Toby Young, writer and Director of the New Schools Network, has resigned from his position at the Office for Students following criticism over past comments on social media.

The journalist said his appointment to the Office for Students has become ‘a distraction’ from the regulator’s ‘vital work’. Photo: Hammersmith & Fulham Council/Flickr.

On Wednesday, the journalist said on Facebook that he regretted the ‘sophomoric and silly’ remarks after he faced backlash for previews tweets about women’s breasts and an article about inclusivity in schools from 2012.

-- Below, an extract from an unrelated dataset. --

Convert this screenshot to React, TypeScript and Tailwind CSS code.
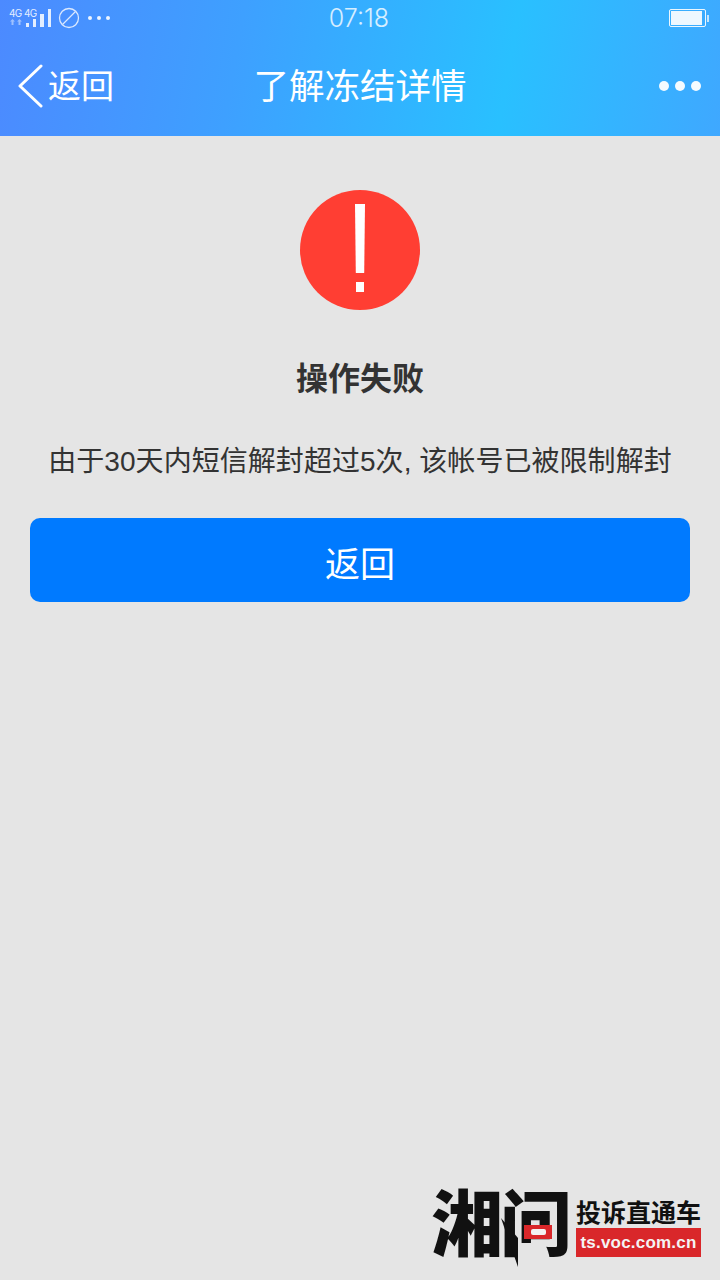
const cjk = "font-['Liberation_Sans','Noto_Sans_CJK_SC',sans-serif]";

function StatusBar() {
  return (
    <div className="flex h-9 items-center justify-between text-white">
      <div className="flex items-center pl-[9px]">
        <div className="relative h-[18px] w-[42px]">
          <span className="absolute left-0 -top-[2px] font-['Inter',sans-serif] text-[10px] leading-[12px] tracking-[-0.6px] whitespace-nowrap opacity-85">4G 4G</span>
          <svg width="42" height="18" viewBox="0 0 42 18" className="absolute left-0 top-0 opacity-85" fill="#fff">
            <path d="M3.5 10 1 12.5h1.5V16h2v-3.5H6zM10.5 10 8 12.5h1.5V16h2v-3.5H13z" opacity=".55" />
            <rect x="17" y="14" width="3" height="4" />
            <rect x="24" y="10" width="3" height="8" />
            <rect x="31" y="5" width="4" height="13" />
            <rect x="39" y="0" width="3" height="18" />
          </svg>
        </div>
        <svg width="22" height="22" viewBox="0 0 22 22" className="ml-[7px] opacity-80" fill="none" stroke="#fff" strokeWidth="1.3">
          <circle cx="11" cy="11" r="9.5" />
          <path d="M4.5 17.5 17.5 4.5" />
        </svg>
        <div className="ml-[8px] flex gap-[5px]">
          <span className="size-[4px] rounded-full bg-white opacity-90" />
          <span className="size-[4px] rounded-full bg-white opacity-90" />
          <span className="size-[4px] rounded-full bg-white opacity-90" />
        </div>
      </div>
      <span className="absolute left-0 top-[3px] w-[718px] text-center font-['Inter',sans-serif] text-[25px] leading-[30px] font-light text-white/80">07:18</span>
      <div className="flex items-center pr-[11px]">
        <div className="flex h-[18px] w-[37px] items-stretch rounded-[2px] border border-white/90 p-[1px]">
          <div className="w-[31px] bg-[#eef8ff]" />
        </div>
        <div className="ml-[1px] h-[7px] w-[2px] bg-white/70" />
      </div>
    </div>
  );
}

function NavBar() {
  return (
    <div className="relative flex h-[100px] items-center justify-between">
      <div className="flex items-center pl-[17px]">
        <svg width="26" height="44" viewBox="0 0 26 44" fill="none" stroke="#fff" strokeWidth="3" strokeLinecap="round" strokeLinejoin="round">
          <path d="M24 2 3 22l21 20" />
        </svg>
        <span className={`${cjk} ml-[5px] pt-[1px] text-[33px] leading-[44px] text-white`}>返回</span>
      </div>
      <span className={`${cjk} absolute inset-x-0 pt-[2px] text-center text-[35.5px] leading-[44px] text-white`}>了解冻结详情</span>
      <div className="flex gap-[6px] pr-[19px]">
        <span className="size-[10px] rounded-full bg-white/95" />
        <span className="size-[10px] rounded-full bg-white/95" />
        <span className="size-[10px] rounded-full bg-white/95" />
      </div>
    </div>
  );
}

function Logo() {
  return (
    <div className="flex items-start pr-[19px] pb-[12px]">
      <div className="relative h-[82px] w-[145px]">
        <span className={`${cjk} absolute left-0 top-[3px] text-[72px] leading-[72px] font-black tracking-[-3px] whitespace-nowrap text-[#111]`}>
          湘问
        </span>
        <svg width="40" height="50" viewBox="0 0 40 50" className="absolute left-[70px] top-[32px]" fill="#111">
          <path d="M0 0 17 49V20z" />
        </svg>
        <div className="absolute left-[93px] top-[39px] flex h-[14px] w-[28px] items-center justify-center bg-[#d9272a]">
          <div className="h-[6px] w-[15px] rounded-[2px] bg-[#f2f2f2]" />
        </div>
      </div>
      <div className="mt-[12px] flex w-[125px] flex-col items-stretch">
        <span className={`${cjk} text-center text-[25px] leading-[30px] font-bold whitespace-nowrap text-[#111]`}>投诉直通车</span>
        <span className="bg-[#d9272a] text-center font-['Liberation_Sans',sans-serif] text-[17px] leading-[29px] font-bold tracking-[0.2px] whitespace-nowrap text-[#f4f4f4]">ts.voc.com.cn</span>
      </div>
    </div>
  );
}

export default function App() {
  return (
    <div className="relative flex h-[1280px] w-[720px] flex-col overflow-hidden bg-[#e5e5e5]">
      <div className="bg-[linear-gradient(100deg,#4c8aff_0%,#3ea0ff_33%,#29c0ff_70%,#3fa8ff_100%)]">
        <StatusBar />
        <NavBar />
      </div>
      <div className="flex flex-1 flex-col items-center">
        <div className="mt-[54px] flex size-[120px] flex-col items-center rounded-full bg-[#ff3e33] pt-[14px]">
          <div className="h-[69px] w-[10px] bg-white [clip-path:polygon(0_0,100%_0,92%_100%,8%_100%)]" />
          <div className="mt-[9px] h-[10px] w-[8px] bg-white" />
        </div>
        <h1 className={`${cjk} mt-[49px] text-[32px] leading-[40px] font-bold text-[#333]`}>操作失败</h1>
        <p className={`${cjk} mt-[46px] text-[28px] leading-[34px] tracking-[0.05px] whitespace-nowrap text-[#333]`}>由于30天内短信解封超过5次, 该帐号已被限制解封</p>
        <button className={`${cjk} mt-[39px] h-[84px] w-[660px] rounded-[10px] bg-[#007aff] pt-[10px] text-[35px] text-white`}>返回</button>
        <div className="mt-auto self-end">
          <Logo />
        </div>
      </div>
    </div>
  );
}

Announcing his resignation on The Spectator’s website, Mr Young said his appointment to the university regulator “has become a distraction from its vital work of broadening access to higher education and defending academic freedom”.

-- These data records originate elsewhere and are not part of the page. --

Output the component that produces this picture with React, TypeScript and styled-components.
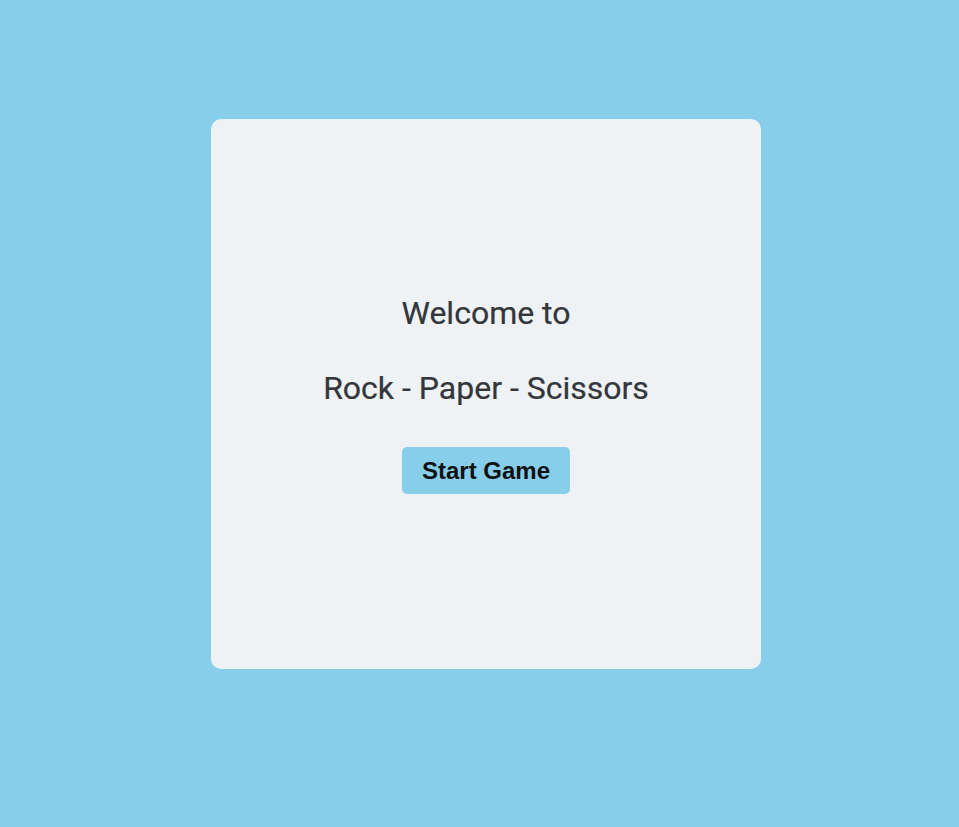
import React from "react";
import styled, { createGlobalStyle } from "styled-components";

const Global = createGlobalStyle`
  html, body { margin: 0; padding: 0; }
  body { background: #87ceeb; font-family: Roboto, "Liberation Sans", sans-serif; }
`;

const Page = styled.div`
  min-height: 827px;
  box-sizing: border-box;
  padding: 119px 0 0 211px;
`;

const Card = styled.div`
  width: 550px;
  height: 550px;
  background: #eef2f5;
  border-radius: 10px;
  display: flex;
  flex-direction: column;
  align-items: center;
  justify-content: center;
`;

const Title = styled.h1<{ $gap?: number }>`
  margin: ${(p) => p.$gap ?? 0}px 0 0;
  font-family: Roboto, sans-serif;
  font-weight: 400;
  font-size: 32px;
  line-height: 38px;
  color: #33363a;
  -webkit-text-stroke: 0.2px #33363a;
`;

const StartButton = styled.button`
  margin-top: 40px;
  height: 47px;
  width: 168px;
  padding: 0;
  border: none;
  border-radius: 5px;
  background: #87ceeb;
  color: #111;
  font-family: "Liberation Sans", Arial, sans-serif;
  font-weight: 700;
  font-size: 24px;
  cursor: pointer;
`;

export default function App() {
  return (
    <>
      <Global />
      <Page>
        <Card>
          <Title>Welcome to</Title>
          <Title $gap={37}>Rock - Paper - Scissors</Title>
          <StartButton>Start Game</StartButton>
        </Card>
      </Page>
    </>
  );
}
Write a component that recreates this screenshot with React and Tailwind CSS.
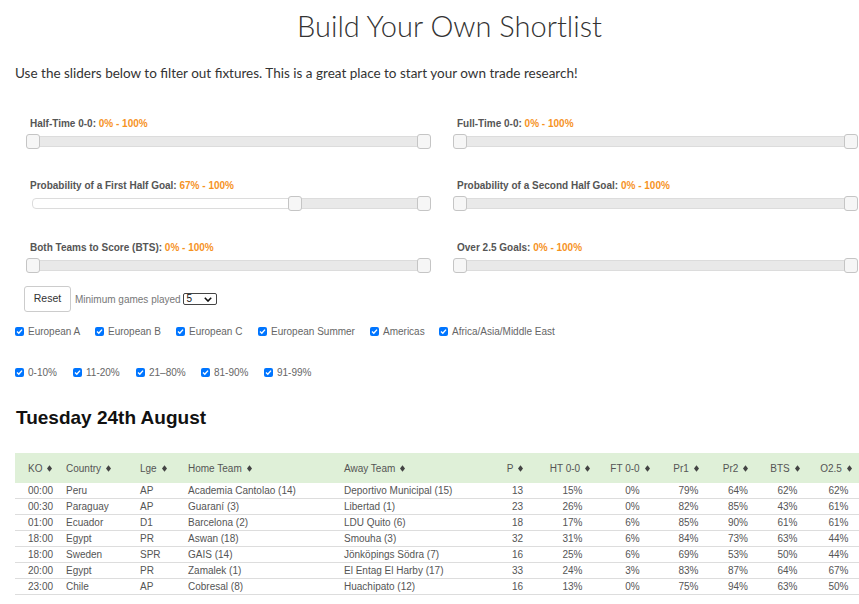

He said: “The caricature drawn of me in the last seven days, particularly on social media, has been unrecognisable to anyone who knows me.

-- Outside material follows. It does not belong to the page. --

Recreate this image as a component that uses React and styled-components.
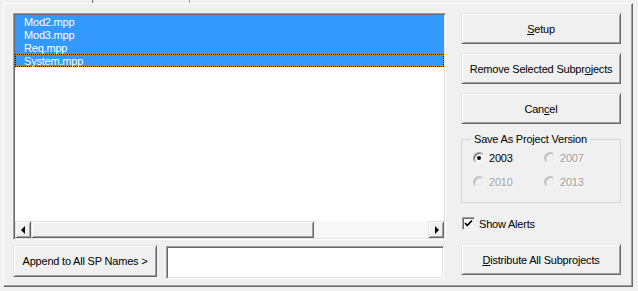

“I am a passionate supporter of inclusion and helping the most disadvantaged, as I hope my track record of setting up and supporting new schools demonstrates.

“But some of the things I said before I got involved in education, when I was a journalistic provocateur, were either ill-judged or just plain wrong – and I unreservedly apologise,” he said.

The resignation comes after MPs debated an urgent question about Mr Young’s appointment in Parliament yesterday afternoon.

Labour’s Shadow Education Secretary Angela Rayner has since taken to Twitter to comment on the news, and said the situation ‘has cast great doubt on the judgment of the PM who failed to sack him in the first place’.

“Then yesterday we had the spectacle of government universities minister defending his appointment in parliament, he had to go.

“Tory cronyism could not save his job,” she said.